## begin Data extract

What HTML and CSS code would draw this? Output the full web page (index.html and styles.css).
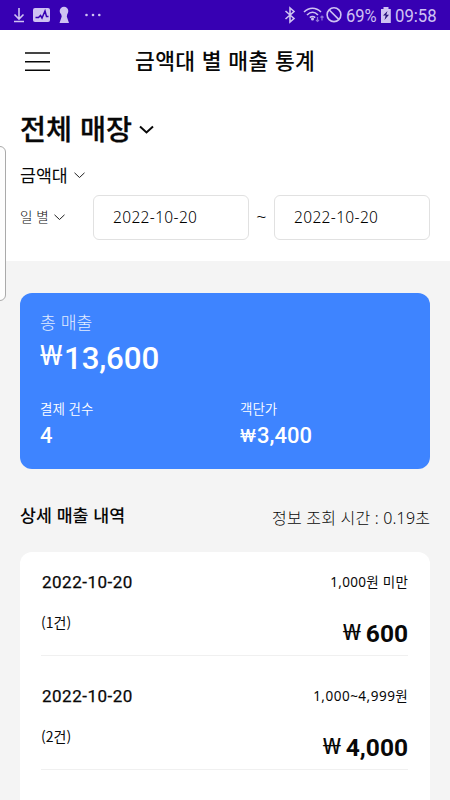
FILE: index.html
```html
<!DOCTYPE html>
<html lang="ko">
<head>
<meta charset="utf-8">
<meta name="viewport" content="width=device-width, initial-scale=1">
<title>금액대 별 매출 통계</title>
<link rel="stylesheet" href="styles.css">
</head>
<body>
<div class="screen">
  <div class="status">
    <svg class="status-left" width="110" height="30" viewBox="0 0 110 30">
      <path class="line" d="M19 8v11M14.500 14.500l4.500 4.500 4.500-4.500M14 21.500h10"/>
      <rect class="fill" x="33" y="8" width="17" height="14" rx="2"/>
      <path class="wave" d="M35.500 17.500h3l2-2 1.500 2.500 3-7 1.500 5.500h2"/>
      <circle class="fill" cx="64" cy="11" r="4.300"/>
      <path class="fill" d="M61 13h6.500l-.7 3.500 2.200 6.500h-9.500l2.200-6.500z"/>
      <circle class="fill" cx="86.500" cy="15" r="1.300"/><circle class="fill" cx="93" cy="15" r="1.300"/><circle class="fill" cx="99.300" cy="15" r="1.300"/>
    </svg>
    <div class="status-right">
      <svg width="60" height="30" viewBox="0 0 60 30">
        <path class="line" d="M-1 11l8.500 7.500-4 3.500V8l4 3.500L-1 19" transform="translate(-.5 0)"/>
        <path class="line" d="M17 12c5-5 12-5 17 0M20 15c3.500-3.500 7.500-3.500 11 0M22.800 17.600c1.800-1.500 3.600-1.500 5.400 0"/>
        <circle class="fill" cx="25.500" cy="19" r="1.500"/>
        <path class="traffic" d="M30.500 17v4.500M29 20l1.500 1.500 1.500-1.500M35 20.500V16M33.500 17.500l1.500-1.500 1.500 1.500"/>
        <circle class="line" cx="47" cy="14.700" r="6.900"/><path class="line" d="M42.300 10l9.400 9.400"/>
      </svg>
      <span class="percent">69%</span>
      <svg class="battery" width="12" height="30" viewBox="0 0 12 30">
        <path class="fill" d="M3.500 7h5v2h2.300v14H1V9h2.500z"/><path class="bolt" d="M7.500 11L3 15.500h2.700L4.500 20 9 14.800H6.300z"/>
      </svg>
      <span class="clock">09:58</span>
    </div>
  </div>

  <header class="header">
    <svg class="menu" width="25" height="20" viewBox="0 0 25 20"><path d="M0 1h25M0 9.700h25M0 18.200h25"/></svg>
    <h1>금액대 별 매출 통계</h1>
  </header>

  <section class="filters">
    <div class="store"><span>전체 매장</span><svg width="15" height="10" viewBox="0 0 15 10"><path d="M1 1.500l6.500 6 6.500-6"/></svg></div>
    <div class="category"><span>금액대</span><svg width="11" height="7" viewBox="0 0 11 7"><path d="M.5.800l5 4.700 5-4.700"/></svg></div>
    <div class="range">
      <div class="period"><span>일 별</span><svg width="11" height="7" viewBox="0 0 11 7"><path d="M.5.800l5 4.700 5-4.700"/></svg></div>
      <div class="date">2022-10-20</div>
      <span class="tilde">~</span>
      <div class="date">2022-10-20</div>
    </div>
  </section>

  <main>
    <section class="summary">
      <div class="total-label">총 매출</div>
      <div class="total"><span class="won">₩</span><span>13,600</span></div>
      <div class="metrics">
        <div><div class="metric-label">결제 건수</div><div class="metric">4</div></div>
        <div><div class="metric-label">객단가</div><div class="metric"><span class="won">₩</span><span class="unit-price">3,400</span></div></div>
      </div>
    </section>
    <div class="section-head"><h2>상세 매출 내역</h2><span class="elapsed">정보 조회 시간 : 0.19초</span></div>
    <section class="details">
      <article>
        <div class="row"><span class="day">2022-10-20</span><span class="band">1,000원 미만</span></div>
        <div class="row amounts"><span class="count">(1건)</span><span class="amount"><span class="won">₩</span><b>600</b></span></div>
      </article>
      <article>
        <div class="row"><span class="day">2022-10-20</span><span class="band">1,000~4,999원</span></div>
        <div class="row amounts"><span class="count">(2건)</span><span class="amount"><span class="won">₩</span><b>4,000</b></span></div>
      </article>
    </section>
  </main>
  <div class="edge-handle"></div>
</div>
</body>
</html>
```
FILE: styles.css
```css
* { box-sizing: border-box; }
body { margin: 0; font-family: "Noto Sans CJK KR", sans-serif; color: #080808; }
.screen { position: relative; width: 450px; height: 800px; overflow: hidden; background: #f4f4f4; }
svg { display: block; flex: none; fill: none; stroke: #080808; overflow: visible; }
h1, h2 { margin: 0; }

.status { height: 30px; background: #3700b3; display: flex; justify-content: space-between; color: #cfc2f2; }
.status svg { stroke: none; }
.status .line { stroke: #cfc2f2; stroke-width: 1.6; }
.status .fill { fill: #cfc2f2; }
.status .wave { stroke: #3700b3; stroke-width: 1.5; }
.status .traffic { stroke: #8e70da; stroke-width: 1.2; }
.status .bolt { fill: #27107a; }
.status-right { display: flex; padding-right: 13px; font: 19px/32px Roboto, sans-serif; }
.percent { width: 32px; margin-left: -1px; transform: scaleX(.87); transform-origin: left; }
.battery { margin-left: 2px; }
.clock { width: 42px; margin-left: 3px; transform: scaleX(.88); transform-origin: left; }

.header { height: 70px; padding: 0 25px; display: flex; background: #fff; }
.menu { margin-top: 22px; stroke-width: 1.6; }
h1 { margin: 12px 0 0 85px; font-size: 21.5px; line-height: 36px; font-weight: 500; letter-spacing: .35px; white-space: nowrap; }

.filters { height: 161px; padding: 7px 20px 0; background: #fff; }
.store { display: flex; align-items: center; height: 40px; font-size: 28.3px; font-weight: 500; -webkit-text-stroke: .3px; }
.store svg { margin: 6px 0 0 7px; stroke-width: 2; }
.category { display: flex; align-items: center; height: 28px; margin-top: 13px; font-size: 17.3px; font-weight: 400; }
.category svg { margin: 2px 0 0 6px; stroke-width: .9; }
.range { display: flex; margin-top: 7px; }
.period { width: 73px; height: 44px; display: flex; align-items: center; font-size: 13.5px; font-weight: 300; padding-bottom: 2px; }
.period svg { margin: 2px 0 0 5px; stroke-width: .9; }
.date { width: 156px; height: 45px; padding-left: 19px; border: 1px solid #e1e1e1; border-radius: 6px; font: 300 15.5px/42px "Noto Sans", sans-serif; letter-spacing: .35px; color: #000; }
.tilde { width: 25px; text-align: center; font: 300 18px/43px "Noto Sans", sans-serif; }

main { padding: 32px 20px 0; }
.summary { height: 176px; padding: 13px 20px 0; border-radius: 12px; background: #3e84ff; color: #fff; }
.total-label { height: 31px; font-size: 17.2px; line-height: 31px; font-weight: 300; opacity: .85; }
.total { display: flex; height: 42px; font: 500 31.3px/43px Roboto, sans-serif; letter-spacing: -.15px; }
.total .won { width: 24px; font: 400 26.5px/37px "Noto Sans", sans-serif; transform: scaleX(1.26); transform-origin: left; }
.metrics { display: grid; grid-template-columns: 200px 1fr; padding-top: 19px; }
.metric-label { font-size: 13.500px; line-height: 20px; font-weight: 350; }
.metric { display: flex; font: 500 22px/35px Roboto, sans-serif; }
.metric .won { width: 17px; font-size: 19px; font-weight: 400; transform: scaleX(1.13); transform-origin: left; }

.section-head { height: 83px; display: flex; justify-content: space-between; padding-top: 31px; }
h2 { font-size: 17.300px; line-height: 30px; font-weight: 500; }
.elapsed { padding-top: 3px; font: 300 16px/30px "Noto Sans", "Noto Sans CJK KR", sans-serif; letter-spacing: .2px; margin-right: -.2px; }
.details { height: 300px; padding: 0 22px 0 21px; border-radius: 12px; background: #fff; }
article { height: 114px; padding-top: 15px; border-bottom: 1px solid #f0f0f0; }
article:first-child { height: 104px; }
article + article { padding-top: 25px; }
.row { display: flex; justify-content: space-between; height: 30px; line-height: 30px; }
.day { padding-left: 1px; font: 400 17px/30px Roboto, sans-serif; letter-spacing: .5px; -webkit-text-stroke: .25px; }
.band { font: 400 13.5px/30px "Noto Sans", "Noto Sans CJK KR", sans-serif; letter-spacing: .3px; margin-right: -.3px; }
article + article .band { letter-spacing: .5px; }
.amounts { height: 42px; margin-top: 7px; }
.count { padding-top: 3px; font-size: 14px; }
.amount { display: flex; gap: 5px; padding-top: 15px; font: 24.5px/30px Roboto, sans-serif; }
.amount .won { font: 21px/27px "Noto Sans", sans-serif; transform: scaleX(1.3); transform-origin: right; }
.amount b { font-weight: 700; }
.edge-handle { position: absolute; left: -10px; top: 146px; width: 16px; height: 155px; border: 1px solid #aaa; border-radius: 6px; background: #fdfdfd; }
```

## end Data extract

Objective: Wherever the word "index" occurs in a line of the listing, copy that line.

Exercise answer:
What HTML and CSS code would draw this? Output the full web page (index.html and styles.css).
FILE: index.html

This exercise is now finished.